■ **Instructions to follow**
Report how many lines hold the string "React". Give the number and nothing else.

■ **Dataset extract**
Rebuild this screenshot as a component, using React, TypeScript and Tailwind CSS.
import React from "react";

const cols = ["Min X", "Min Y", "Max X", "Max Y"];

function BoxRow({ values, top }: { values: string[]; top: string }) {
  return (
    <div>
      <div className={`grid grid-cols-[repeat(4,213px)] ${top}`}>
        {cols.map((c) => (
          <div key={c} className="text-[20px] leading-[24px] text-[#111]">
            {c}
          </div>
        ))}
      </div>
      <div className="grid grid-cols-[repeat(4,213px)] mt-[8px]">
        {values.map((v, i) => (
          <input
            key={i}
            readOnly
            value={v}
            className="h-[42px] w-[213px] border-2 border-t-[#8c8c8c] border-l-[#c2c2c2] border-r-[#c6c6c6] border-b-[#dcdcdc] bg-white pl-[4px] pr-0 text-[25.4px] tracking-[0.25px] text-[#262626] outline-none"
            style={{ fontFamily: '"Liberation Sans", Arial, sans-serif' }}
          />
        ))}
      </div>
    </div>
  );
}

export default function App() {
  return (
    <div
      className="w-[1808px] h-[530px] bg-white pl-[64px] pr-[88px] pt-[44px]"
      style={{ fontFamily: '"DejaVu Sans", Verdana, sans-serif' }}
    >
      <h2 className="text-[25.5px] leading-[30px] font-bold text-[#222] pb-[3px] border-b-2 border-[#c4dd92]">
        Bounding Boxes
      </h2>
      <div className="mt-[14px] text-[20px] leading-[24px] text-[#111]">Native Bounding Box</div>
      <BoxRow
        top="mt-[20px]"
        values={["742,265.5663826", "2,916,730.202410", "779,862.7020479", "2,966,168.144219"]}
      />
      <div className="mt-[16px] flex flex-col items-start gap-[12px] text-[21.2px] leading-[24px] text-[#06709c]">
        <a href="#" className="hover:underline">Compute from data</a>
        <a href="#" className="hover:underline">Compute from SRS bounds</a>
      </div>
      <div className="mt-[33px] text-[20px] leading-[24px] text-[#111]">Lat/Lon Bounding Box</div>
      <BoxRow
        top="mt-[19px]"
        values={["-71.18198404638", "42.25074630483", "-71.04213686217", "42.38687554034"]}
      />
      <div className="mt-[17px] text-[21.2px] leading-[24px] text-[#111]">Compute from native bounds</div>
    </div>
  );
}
==
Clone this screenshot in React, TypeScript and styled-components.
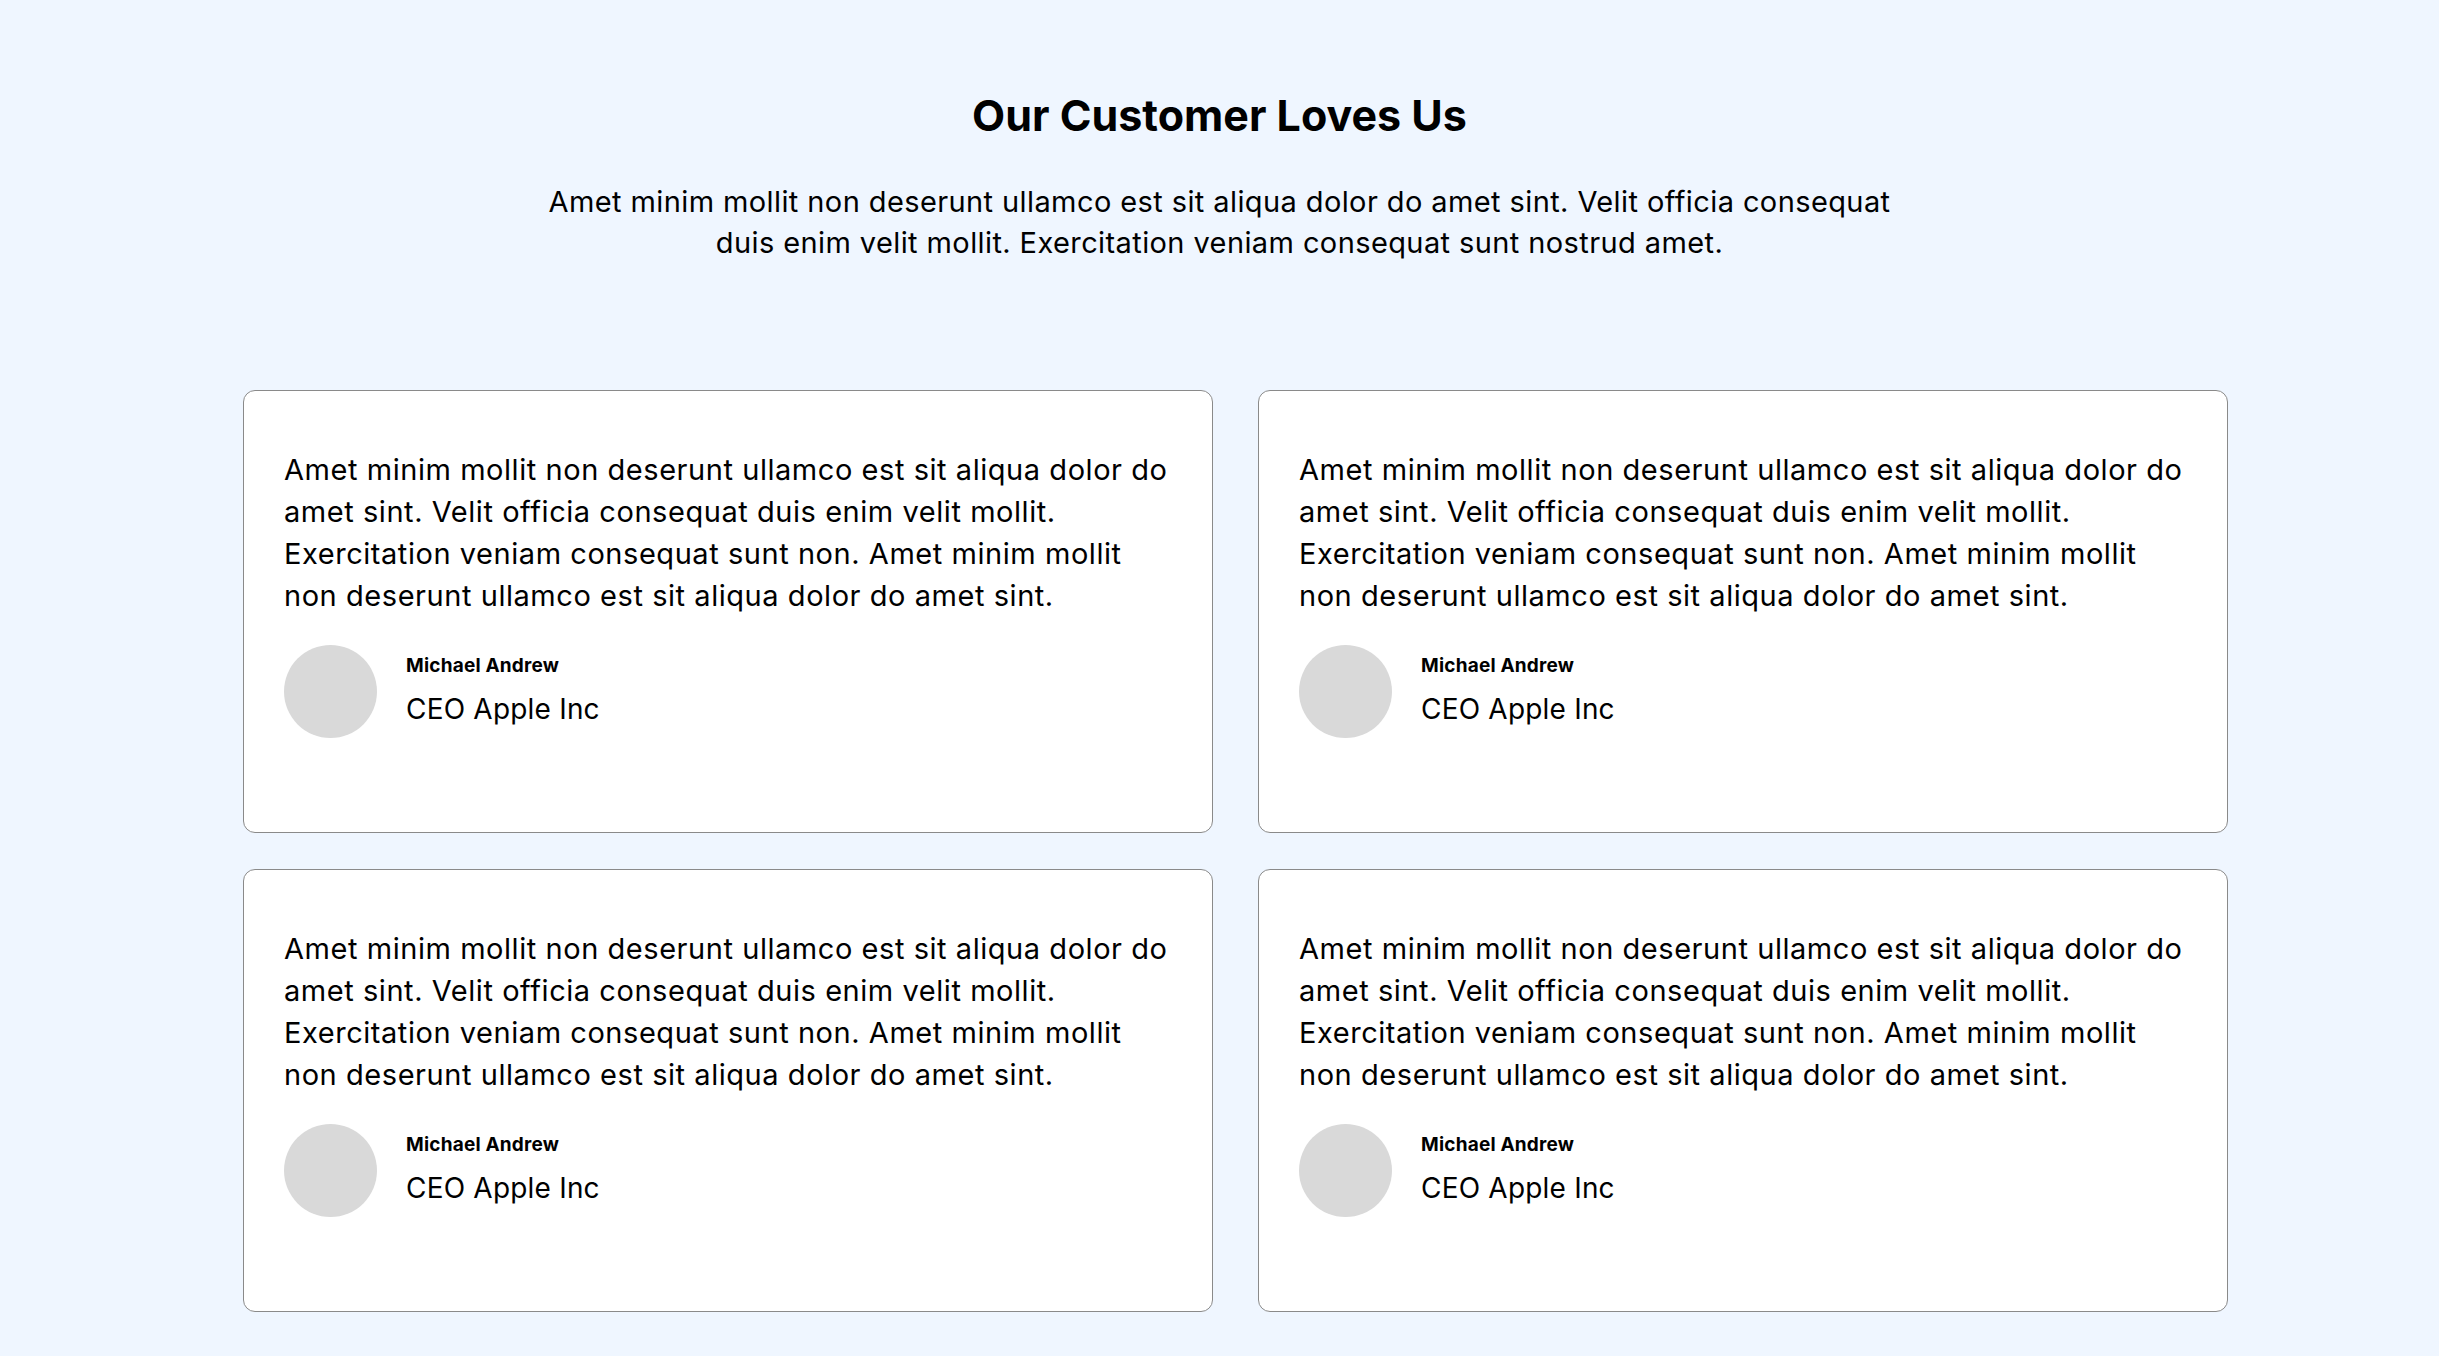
==
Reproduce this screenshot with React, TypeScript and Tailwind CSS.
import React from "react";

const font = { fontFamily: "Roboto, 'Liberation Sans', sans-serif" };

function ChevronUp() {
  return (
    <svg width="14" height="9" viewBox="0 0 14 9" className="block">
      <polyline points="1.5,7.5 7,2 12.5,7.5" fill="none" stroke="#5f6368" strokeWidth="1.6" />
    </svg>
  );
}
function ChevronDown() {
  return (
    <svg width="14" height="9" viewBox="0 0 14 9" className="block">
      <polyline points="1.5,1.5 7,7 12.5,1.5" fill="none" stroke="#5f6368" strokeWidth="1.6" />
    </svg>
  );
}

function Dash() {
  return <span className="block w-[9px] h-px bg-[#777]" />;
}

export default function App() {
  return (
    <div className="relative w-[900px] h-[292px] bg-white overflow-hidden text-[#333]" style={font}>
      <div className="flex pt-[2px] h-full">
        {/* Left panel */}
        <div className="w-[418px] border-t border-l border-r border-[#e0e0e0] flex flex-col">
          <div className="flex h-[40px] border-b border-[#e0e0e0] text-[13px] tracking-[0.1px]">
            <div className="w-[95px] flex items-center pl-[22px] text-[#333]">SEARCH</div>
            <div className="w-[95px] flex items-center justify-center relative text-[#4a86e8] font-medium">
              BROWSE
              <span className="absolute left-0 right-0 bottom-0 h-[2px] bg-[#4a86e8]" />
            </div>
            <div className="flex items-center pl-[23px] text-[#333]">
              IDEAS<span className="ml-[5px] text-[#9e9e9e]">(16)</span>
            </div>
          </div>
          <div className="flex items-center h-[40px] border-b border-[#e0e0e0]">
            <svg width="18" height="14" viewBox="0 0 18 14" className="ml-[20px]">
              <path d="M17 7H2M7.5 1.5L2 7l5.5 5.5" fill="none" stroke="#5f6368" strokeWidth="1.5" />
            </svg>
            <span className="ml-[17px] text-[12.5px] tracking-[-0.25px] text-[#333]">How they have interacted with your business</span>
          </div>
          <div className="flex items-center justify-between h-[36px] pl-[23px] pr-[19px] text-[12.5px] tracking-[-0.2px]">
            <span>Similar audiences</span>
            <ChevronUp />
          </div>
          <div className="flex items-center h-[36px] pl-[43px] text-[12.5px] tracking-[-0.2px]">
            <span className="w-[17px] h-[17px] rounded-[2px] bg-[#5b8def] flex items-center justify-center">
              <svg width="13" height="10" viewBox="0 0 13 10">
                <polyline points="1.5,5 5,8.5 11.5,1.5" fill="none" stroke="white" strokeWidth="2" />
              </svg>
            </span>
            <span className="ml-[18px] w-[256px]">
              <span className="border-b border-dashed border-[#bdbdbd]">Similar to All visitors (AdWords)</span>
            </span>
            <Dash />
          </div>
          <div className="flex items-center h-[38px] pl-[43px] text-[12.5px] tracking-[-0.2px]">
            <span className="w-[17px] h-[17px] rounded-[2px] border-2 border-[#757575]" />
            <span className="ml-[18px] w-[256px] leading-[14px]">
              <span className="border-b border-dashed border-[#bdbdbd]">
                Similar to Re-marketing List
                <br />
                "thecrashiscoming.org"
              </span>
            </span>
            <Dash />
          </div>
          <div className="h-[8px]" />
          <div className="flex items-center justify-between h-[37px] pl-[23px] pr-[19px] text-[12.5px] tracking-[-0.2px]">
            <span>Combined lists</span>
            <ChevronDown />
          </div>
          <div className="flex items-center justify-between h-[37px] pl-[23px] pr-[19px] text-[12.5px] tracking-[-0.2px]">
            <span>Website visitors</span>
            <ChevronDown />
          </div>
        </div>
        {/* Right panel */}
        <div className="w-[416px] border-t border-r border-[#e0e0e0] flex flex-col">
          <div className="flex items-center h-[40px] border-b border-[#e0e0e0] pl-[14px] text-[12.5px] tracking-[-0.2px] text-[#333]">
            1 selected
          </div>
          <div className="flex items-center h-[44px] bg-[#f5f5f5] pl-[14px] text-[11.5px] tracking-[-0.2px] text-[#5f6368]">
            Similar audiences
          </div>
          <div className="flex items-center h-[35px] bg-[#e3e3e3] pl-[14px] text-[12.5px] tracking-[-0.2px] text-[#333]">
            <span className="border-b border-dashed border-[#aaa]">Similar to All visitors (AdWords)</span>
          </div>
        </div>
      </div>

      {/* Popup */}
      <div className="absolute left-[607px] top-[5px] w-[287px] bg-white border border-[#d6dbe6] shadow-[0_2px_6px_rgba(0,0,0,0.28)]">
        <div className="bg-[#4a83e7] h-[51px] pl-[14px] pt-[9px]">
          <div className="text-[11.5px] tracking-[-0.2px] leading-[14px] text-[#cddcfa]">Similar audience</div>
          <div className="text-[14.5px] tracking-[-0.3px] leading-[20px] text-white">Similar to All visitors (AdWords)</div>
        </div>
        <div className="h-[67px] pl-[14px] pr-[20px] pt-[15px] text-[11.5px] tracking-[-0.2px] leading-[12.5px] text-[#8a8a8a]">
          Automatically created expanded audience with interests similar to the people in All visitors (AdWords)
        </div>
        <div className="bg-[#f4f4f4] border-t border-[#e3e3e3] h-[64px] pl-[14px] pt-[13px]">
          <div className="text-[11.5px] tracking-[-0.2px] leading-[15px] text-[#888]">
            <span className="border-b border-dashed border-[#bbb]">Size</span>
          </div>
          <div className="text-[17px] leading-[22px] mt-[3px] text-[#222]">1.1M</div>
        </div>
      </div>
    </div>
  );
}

■ **Complete response**
5